Look through the material and copy each line holding "this".

::::::::::

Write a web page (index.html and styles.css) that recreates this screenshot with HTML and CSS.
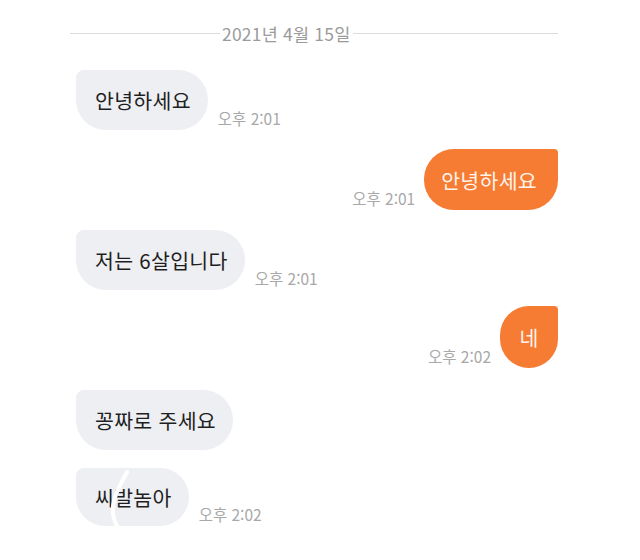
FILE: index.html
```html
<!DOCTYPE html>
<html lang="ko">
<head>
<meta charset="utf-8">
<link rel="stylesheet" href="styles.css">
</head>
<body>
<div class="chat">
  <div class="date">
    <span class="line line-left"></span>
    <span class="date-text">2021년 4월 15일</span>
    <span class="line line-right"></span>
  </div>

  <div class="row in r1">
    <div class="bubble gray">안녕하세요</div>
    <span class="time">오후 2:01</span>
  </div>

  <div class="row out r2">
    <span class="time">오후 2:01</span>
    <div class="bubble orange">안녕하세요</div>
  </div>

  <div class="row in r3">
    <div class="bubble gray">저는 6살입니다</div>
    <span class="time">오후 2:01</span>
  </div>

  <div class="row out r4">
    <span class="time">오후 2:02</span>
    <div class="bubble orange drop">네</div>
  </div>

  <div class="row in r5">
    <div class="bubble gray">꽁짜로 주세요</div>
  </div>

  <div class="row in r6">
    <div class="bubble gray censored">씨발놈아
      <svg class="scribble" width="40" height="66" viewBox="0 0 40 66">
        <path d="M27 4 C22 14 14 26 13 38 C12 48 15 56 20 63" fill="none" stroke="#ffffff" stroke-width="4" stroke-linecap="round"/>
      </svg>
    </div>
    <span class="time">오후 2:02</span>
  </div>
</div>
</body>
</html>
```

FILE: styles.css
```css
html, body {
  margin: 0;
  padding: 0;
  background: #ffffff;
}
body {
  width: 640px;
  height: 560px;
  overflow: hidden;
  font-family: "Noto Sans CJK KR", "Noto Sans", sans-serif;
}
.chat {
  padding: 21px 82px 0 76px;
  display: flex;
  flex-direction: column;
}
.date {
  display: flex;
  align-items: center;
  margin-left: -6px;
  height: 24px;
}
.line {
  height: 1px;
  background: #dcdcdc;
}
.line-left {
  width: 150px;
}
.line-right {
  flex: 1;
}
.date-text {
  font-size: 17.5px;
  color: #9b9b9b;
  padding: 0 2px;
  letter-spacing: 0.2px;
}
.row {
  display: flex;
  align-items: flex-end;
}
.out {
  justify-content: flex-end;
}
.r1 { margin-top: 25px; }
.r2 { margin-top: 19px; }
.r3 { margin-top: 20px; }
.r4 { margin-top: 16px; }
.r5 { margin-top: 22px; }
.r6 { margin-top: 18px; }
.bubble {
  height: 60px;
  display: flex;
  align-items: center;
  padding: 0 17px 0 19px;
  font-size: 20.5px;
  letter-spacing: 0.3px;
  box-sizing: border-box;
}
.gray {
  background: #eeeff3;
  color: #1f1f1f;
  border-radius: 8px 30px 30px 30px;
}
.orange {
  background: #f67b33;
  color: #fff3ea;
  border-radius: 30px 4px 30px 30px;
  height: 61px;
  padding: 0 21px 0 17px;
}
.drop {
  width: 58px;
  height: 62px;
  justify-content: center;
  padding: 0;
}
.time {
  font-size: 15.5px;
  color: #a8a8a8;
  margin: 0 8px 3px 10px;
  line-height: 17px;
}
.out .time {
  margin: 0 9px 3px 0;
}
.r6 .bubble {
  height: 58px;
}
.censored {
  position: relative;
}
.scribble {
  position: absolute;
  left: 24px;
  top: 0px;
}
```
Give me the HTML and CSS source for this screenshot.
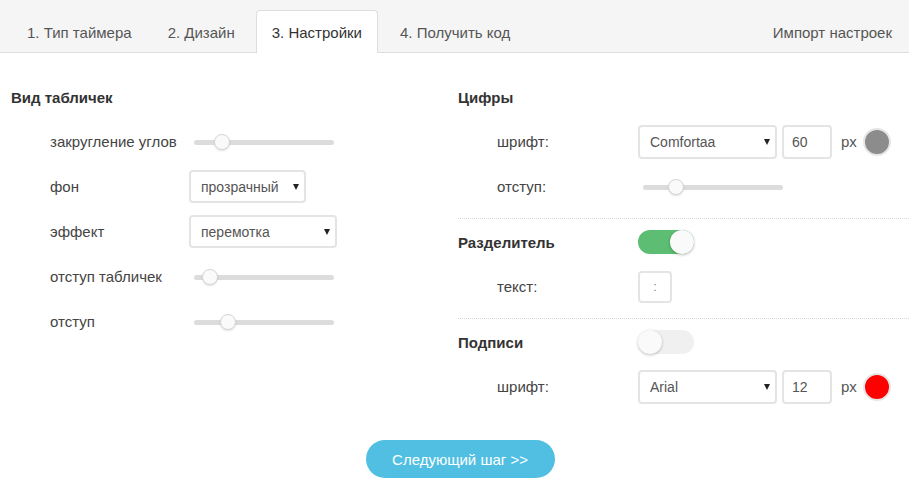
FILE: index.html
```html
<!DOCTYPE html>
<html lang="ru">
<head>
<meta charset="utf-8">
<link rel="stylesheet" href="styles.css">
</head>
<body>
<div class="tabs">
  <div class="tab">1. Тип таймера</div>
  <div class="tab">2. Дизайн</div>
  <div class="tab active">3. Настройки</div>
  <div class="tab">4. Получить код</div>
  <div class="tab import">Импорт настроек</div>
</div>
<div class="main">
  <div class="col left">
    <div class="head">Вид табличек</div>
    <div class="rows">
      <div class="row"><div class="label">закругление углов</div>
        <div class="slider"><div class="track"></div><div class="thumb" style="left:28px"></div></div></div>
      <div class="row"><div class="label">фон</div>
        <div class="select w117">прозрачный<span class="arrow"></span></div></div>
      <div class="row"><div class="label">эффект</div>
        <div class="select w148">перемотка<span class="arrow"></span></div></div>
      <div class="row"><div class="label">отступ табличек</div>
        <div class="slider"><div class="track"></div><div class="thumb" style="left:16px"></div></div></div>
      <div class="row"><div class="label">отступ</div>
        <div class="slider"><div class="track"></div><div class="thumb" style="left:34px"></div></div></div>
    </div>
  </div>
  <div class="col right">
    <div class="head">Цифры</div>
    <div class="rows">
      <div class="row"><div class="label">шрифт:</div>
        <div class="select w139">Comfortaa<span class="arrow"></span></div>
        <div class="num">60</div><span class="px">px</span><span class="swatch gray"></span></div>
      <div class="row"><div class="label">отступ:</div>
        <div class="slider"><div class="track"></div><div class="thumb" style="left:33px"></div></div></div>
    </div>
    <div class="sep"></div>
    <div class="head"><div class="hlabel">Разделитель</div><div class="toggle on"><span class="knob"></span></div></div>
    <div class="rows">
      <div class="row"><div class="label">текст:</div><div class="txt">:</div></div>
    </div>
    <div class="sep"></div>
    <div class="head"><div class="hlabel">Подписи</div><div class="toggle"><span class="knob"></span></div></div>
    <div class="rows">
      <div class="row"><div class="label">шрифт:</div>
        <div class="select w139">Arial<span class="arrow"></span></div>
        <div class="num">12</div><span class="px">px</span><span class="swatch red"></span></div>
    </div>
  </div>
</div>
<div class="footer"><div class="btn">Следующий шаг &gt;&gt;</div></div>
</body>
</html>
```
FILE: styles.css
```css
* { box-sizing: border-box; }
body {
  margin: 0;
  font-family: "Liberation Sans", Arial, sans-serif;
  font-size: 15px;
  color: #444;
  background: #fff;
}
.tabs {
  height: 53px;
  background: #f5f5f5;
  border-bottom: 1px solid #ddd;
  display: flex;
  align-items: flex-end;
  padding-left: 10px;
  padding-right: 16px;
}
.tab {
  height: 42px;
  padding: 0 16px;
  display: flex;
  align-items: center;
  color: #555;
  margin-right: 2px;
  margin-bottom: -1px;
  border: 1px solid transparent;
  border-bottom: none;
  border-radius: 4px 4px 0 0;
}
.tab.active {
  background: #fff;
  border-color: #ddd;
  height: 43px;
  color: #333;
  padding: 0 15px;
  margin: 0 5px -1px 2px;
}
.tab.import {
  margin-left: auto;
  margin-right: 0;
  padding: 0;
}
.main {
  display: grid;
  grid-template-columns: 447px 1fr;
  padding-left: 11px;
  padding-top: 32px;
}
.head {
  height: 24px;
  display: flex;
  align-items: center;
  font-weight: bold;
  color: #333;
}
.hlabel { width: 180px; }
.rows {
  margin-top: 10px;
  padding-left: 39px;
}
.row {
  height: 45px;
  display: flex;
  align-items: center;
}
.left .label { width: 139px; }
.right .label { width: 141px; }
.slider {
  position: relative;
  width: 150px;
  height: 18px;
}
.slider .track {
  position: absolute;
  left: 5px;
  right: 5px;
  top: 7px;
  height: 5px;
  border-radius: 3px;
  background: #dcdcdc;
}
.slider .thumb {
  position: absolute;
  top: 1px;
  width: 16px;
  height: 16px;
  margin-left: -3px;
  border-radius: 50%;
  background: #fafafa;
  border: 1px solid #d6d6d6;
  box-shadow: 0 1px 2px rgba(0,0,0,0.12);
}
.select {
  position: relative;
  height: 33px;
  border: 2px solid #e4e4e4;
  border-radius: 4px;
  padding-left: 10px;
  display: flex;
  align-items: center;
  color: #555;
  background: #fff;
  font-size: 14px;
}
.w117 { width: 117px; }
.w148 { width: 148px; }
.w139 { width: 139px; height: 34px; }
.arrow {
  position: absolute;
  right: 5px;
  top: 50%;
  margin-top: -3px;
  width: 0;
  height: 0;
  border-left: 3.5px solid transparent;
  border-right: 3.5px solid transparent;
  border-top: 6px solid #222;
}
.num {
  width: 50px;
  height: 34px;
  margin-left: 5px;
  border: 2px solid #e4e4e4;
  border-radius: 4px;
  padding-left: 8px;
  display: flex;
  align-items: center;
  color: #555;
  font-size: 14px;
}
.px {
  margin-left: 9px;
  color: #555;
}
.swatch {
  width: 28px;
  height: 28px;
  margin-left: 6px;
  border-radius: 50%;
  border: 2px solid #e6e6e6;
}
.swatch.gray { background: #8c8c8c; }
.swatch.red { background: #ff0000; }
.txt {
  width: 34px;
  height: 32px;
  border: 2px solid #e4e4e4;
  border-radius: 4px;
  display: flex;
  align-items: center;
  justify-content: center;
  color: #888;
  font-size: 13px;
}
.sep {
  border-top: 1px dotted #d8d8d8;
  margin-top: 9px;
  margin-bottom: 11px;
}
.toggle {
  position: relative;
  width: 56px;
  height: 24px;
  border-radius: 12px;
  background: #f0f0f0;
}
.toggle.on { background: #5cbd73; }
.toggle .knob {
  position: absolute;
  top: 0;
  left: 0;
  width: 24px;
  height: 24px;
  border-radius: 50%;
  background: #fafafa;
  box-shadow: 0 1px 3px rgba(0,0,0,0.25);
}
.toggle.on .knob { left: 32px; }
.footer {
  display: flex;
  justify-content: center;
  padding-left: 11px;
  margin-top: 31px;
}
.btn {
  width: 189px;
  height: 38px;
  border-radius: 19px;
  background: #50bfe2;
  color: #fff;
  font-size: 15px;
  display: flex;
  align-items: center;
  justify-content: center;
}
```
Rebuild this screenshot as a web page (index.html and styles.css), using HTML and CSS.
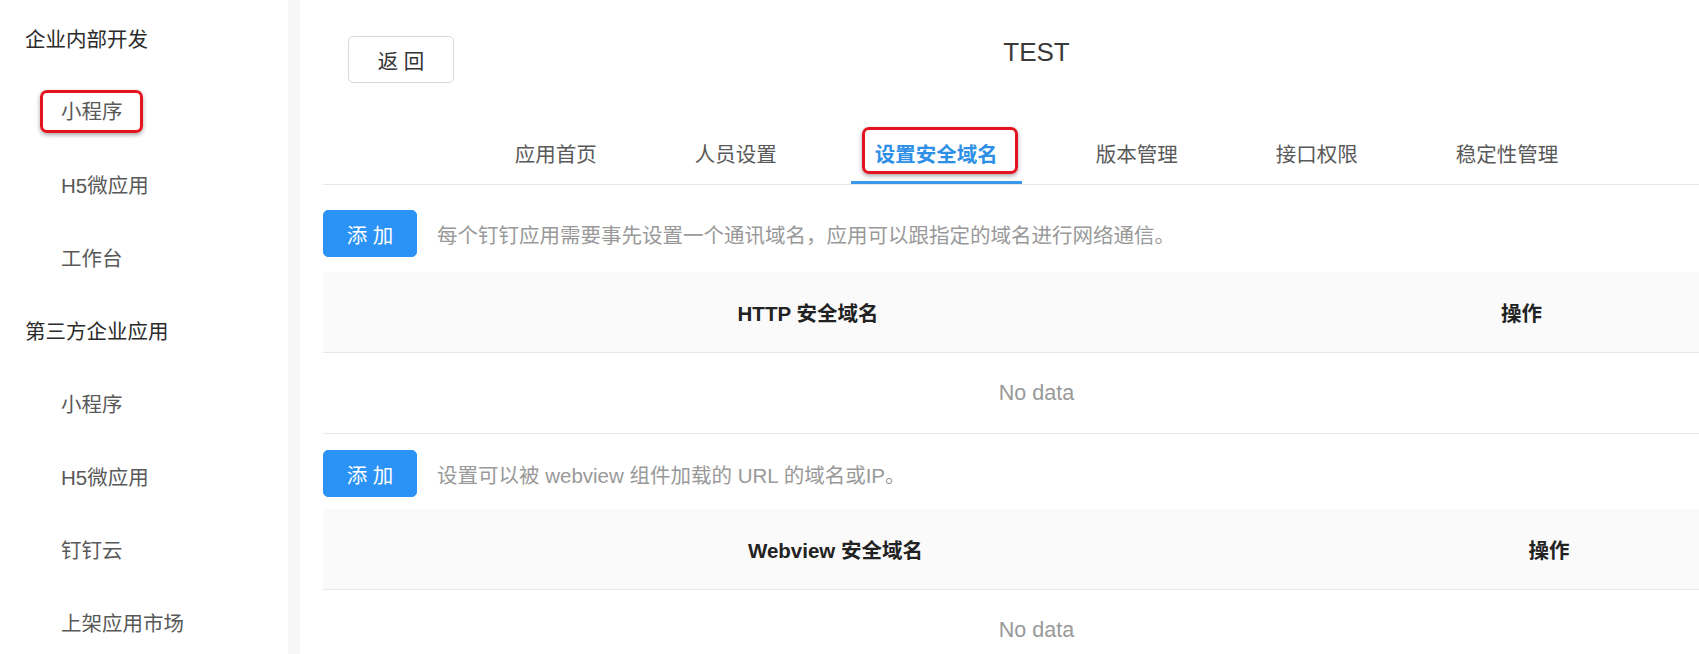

::::::::::

The response -
Write a web page (index.html and styles.css) that recreates this screenshot with HTML and CSS.
Give me the HTML and CSS source for this screenshot.
Rebuild this screenshot as a web page (index.html and styles.css), using HTML and CSS.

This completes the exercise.